**RAW DATA**.
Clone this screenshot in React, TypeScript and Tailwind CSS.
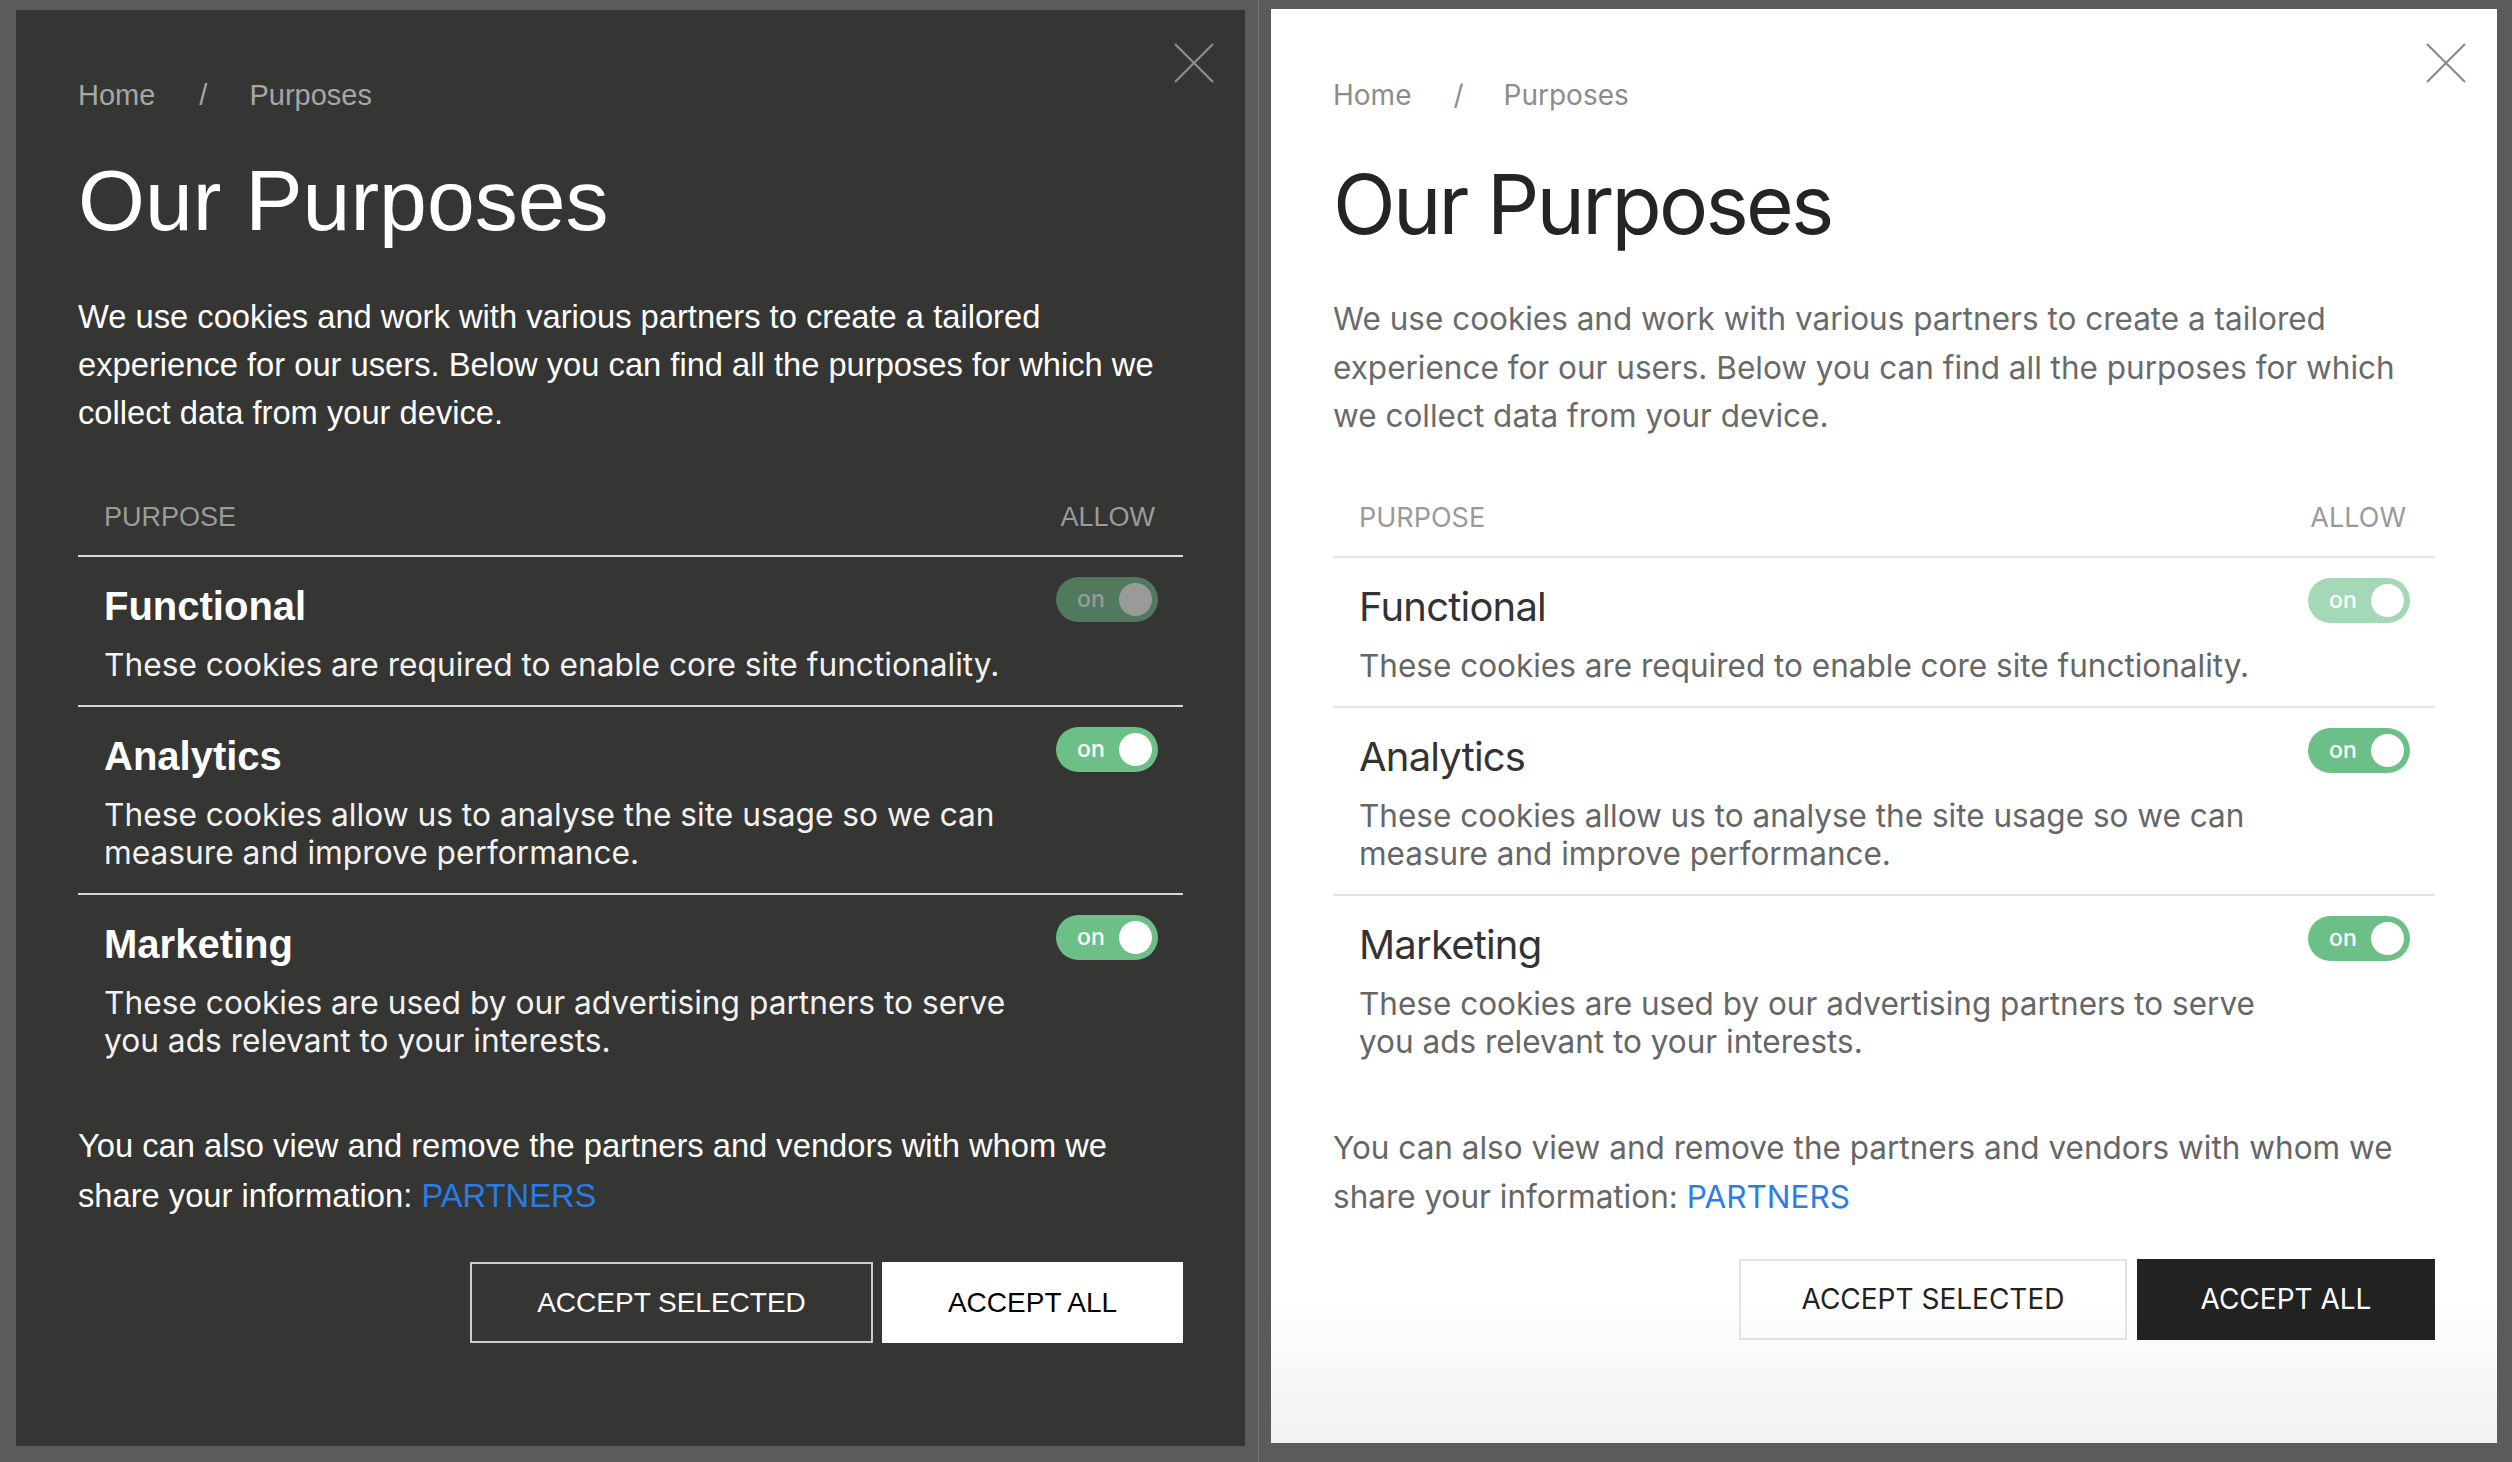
import React from "react";

type Purpose = {
  title: string;
  text: string;
  locked?: boolean;
};

const purposes: Purpose[] = [
  {
    title: "Functional",
    text: "These cookies are required to enable core site functionality.",
    locked: true,
  },
  {
    title: "Analytics",
    text: "These cookies allow us to analyse the site usage so we can measure and improve performance.",
  },
  {
    title: "Marketing",
    text: "These cookies are used by our advertising partners to serve you ads relevant to your interests.",
  },
];

const CloseIcon: React.FC<{ className: string }> = ({ className }) => (
  <svg className={className} width="40" height="40" viewBox="0 0 40 40" fill="none">
    <path d="M1 1L39 39M39 1L1 39" stroke="currentColor" strokeWidth="2.2" />
  </svg>
);

const Toggle: React.FC<{ dimClass: string }> = ({ dimClass }) => (
  <div
    className={`flex h-[45px] w-[102px] shrink-0 items-center justify-between rounded-full bg-[#6bbf87] pl-[21px] pr-[6px] ${dimClass}`}
  >
    <span className="font-['Inter',sans-serif] text-[23px] font-medium leading-none text-white">on</span>
    <span className="h-[33px] w-[33px] rounded-full bg-white" />
  </div>
);

const DarkPanel: React.FC = () => {
  return (
    <div className="relative h-[1436px] w-[1229px] shrink-0 bg-[#353533] px-[62px] pt-[65px] font-['Liberation_Sans',Arial,sans-serif]">
      <CloseIcon className="absolute right-[31px] top-[33px] text-[#8d8d8d]" />

      <nav className="flex items-center text-[29px] leading-[40px] text-[#a6a6a6]">
        <span>Home</span>
        <span className="ml-[44px] mr-[42px]">/</span>
        <span>Purposes</span>
      </nav>

      <h1 className="mt-[34px] text-[86px] leading-[103px] text-white">Our Purposes</h1>

      <p className="mt-[41px] text-[32.7px] leading-[48px] text-white">
        We use cookies and work with various partners to create a tailored experience for our users. Below you can
        find all the purposes for which we collect data from your device.
      </p>

      <div className="mt-[60px] flex justify-between border-b-2 border-[#dadada] pb-[18px] pl-[26px] pr-[28px] text-[27px] leading-[40px] text-[#9b9b9b]">
        <span>PURPOSE</span>
        <span>ALLOW</span>
      </div>

      {purposes.map((p, i) => (
        <div
          key={p.title}
          className={`flex items-start pb-[21px] pl-[26px] pr-[25px] pt-[20px] ${
            i < purposes.length - 1 ? "border-b-2 border-[#d6d6d6]" : ""
          }`}
        >
          <div className="flex-1 pr-[22px]">
            <h3 className="mt-[5px] text-[40px] font-bold leading-[48px] text-white">{p.title}</h3>
            <p className="mt-[16px] font-['Inter',sans-serif] text-[31.7px] leading-[38px] text-[#f2f2f2]">
              {p.text}
            </p>
          </div>
          <Toggle dimClass={p.locked ? "opacity-50" : ""} />
        </div>
      ))}

      <p className="mt-[40px] text-[32.7px] leading-[50px] text-white">
        You can also view and remove the partners and vendors with whom we share your information:{" "}
        <a className="text-[#2a7be4]">PARTNERS</a>
      </p>

      <div className="mt-[41px] flex justify-end gap-[9px] text-[28px]">
        <button className="h-[81px] w-[403px] border-2 border-[#cdcdcd] text-white">ACCEPT SELECTED</button>
        <button className="h-[81px] w-[301px] bg-white text-black">ACCEPT ALL</button>
      </div>
    </div>
  );
};

const LightPanel: React.FC = () => {
  return (
    <div className="relative -mt-[1px] h-[1434px] w-[1226px] shrink-0 bg-linear-to-b from-white from-90% to-[#f1f1f1] px-[62px] pt-[66px] font-['Inter',sans-serif]">
      <CloseIcon className="absolute right-[31px] top-[34px] text-[#8a8a8a]" />

      <nav className="flex items-center text-[28px] leading-[40px] text-[#8c8c8c]">
        <span>Home</span>
        <span className="ml-[42px] mr-[40px]">/</span>
        <span>Purposes</span>
      </nav>

      <h1 className="mt-[40px] text-[82px] leading-[100px] tracking-[-0.034em] text-[#242424]">Our Purposes</h1>

      <p className="mt-[40px] text-[31.5px] leading-[48.5px] text-[#6a6a6a]">
        We use cookies and work with various partners to create a tailored experience for our users. Below you can
        find all the purposes for which we collect data from your device.
      </p>

      <div className="mt-[57px] flex justify-between border-b-2 border-[#e4e4e4] pb-[18px] pl-[26px] pr-[29px] text-[27px] leading-[40px] text-[#9a9a9a]">
        <span>PURPOSE</span>
        <span>ALLOW</span>
      </div>

      {purposes.map((p, i) => (
        <div
          key={p.title}
          className={`flex items-start pb-[21px] pl-[26px] pr-[25px] pt-[20px] ${
            i < purposes.length - 1 ? "border-b-2 border-[#e4e4e4]" : ""
          }`}
        >
          <div className="flex-1 pr-[22px]">
            <h3 className="mt-[5px] text-[40px] leading-[48px] tracking-[-0.02em] text-[#333333]">{p.title}</h3>
            <p className="mt-[16px] text-[31.5px] leading-[38px] text-[#666666]">{p.text}</p>
          </div>
          <Toggle dimClass={p.locked ? "opacity-60" : ""} />
        </div>
      ))}

      <p className="mt-[41px] text-[31.5px] leading-[49px] text-[#666666]">
        You can also view and remove the partners and vendors with whom we share your information:{" "}
        <a className="text-[#2b7de6]">PARTNERS</a>
      </p>

      <div className="mt-[38px] flex justify-end gap-[10px] text-[28px]">
        <button className="h-[81px] w-[388px] border-2 border-[#e3e3e3] text-[#222222]">ACCEPT SELECTED</button>
        <button className="h-[81px] w-[298px] bg-[#222222] text-white">ACCEPT ALL</button>
      </div>
    </div>
  );
};

export default function App() {
  return (
    <div className="flex h-[1462px] w-[2512px] overflow-hidden bg-[#5b5b5b] pl-[16px] pt-[10px]">
      <DarkPanel />
      <div className="-mt-[10px] flex w-[26px] shrink-0 justify-center">
        <div className="h-full w-px bg-[#767676]" />
      </div>
      <LightPanel />
    </div>
  );
}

**PROBLEM**.
Print the whole listing above once more, word for word, without its pictures.

**RESULT OF THIS EXERCISE**.
Clone this screenshot in React, TypeScript and Tailwind CSS.
import React from "react";

type Purpose = {
  title: string;
  text: string;
  locked?: boolean;
};

const purposes: Purpose[] = [
  {
    title: "Functional",
    text: "These cookies are required to enable core site functionality.",
    locked: true,
  },
  {
    title: "Analytics",
    text: "These cookies allow us to analyse the site usage so we can measure and improve performance.",
  },
  {
    title: "Marketing",
    text: "These cookies are used by our advertising partners to serve you ads relevant to your interests.",
  },
];

const CloseIcon: React.FC<{ className: string }> = ({ className }) => (
  <svg className={className} width="40" height="40" viewBox="0 0 40 40" fill="none">
    <path d="M1 1L39 39M39 1L1 39" stroke="currentColor" strokeWidth="2.2" />
  </svg>
);

const Toggle: React.FC<{ dimClass: string }> = ({ dimClass }) => (
  <div
    className={`flex h-[45px] w-[102px] shrink-0 items-center justify-between rounded-full bg-[#6bbf87] pl-[21px] pr-[6px] ${dimClass}`}
  >
    <span className="font-['Inter',sans-serif] text-[23px] font-medium leading-none text-white">on</span>
    <span className="h-[33px] w-[33px] rounded-full bg-white" />
  </div>
);

const DarkPanel: React.FC = () => {
  return (
    <div className="relative h-[1436px] w-[1229px] shrink-0 bg-[#353533] px-[62px] pt-[65px] font-['Liberation_Sans',Arial,sans-serif]">
      <CloseIcon className="absolute right-[31px] top-[33px] text-[#8d8d8d]" />

      <nav className="flex items-center text-[29px] leading-[40px] text-[#a6a6a6]">
        <span>Home</span>
        <span className="ml-[44px] mr-[42px]">/</span>
        <span>Purposes</span>
      </nav>

      <h1 className="mt-[34px] text-[86px] leading-[103px] text-white">Our Purposes</h1>

      <p className="mt-[41px] text-[32.7px] leading-[48px] text-white">
        We use cookies and work with various partners to create a tailored experience for our users. Below you can
        find all the purposes for which we collect data from your device.
      </p>

      <div className="mt-[60px] flex justify-between border-b-2 border-[#dadada] pb-[18px] pl-[26px] pr-[28px] text-[27px] leading-[40px] text-[#9b9b9b]">
        <span>PURPOSE</span>
        <span>ALLOW</span>
      </div>

      {purposes.map((p, i) => (
        <div
          key={p.title}
          className={`flex items-start pb-[21px] pl-[26px] pr-[25px] pt-[20px] ${
            i < purposes.length - 1 ? "border-b-2 border-[#d6d6d6]" : ""
          }`}
        >
          <div className="flex-1 pr-[22px]">
            <h3 className="mt-[5px] text-[40px] font-bold leading-[48px] text-white">{p.title}</h3>
            <p className="mt-[16px] font-['Inter',sans-serif] text-[31.7px] leading-[38px] text-[#f2f2f2]">
              {p.text}
            </p>
          </div>
          <Toggle dimClass={p.locked ? "opacity-50" : ""} />
        </div>
      ))}

      <p className="mt-[40px] text-[32.7px] leading-[50px] text-white">
        You can also view and remove the partners and vendors with whom we share your information:{" "}
        <a className="text-[#2a7be4]">PARTNERS</a>
      </p>

      <div className="mt-[41px] flex justify-end gap-[9px] text-[28px]">
        <button className="h-[81px] w-[403px] border-2 border-[#cdcdcd] text-white">ACCEPT SELECTED</button>
        <button className="h-[81px] w-[301px] bg-white text-black">ACCEPT ALL</button>
      </div>
    </div>
  );
};

const LightPanel: React.FC = () => {
  return (
    <div className="relative -mt-[1px] h-[1434px] w-[1226px] shrink-0 bg-linear-to-b from-white from-90% to-[#f1f1f1] px-[62px] pt-[66px] font-['Inter',sans-serif]">
      <CloseIcon className="absolute right-[31px] top-[34px] text-[#8a8a8a]" />

      <nav className="flex items-center text-[28px] leading-[40px] text-[#8c8c8c]">
        <span>Home</span>
        <span className="ml-[42px] mr-[40px]">/</span>
        <span>Purposes</span>
      </nav>

      <h1 className="mt-[40px] text-[82px] leading-[100px] tracking-[-0.034em] text-[#242424]">Our Purposes</h1>

      <p className="mt-[40px] text-[31.5px] leading-[48.5px] text-[#6a6a6a]">
        We use cookies and work with various partners to create a tailored experience for our users. Below you can
        find all the purposes for which we collect data from your device.
      </p>

      <div className="mt-[57px] flex justify-between border-b-2 border-[#e4e4e4] pb-[18px] pl-[26px] pr-[29px] text-[27px] leading-[40px] text-[#9a9a9a]">
        <span>PURPOSE</span>
        <span>ALLOW</span>
      </div>

      {purposes.map((p, i) => (
        <div
          key={p.title}
          className={`flex items-start pb-[21px] pl-[26px] pr-[25px] pt-[20px] ${
            i < purposes.length - 1 ? "border-b-2 border-[#e4e4e4]" : ""
          }`}
        >
          <div className="flex-1 pr-[22px]">
            <h3 className="mt-[5px] text-[40px] leading-[48px] tracking-[-0.02em] text-[#333333]">{p.title}</h3>
            <p className="mt-[16px] text-[31.5px] leading-[38px] text-[#666666]">{p.text}</p>
          </div>
          <Toggle dimClass={p.locked ? "opacity-60" : ""} />
        </div>
      ))}

      <p className="mt-[41px] text-[31.5px] leading-[49px] text-[#666666]">
        You can also view and remove the partners and vendors with whom we share your information:{" "}
        <a className="text-[#2b7de6]">PARTNERS</a>
      </p>

      <div className="mt-[38px] flex justify-end gap-[10px] text-[28px]">
        <button className="h-[81px] w-[388px] border-2 border-[#e3e3e3] text-[#222222]">ACCEPT SELECTED</button>
        <button className="h-[81px] w-[298px] bg-[#222222] text-white">ACCEPT ALL</button>
      </div>
    </div>
  );
};

export default function App() {
  return (
    <div className="flex h-[1462px] w-[2512px] overflow-hidden bg-[#5b5b5b] pl-[16px] pt-[10px]">
      <DarkPanel />
      <div className="-mt-[10px] flex w-[26px] shrink-0 justify-center">
        <div className="h-full w-px bg-[#767676]" />
      </div>
      <LightPanel />
    </div>
  );
}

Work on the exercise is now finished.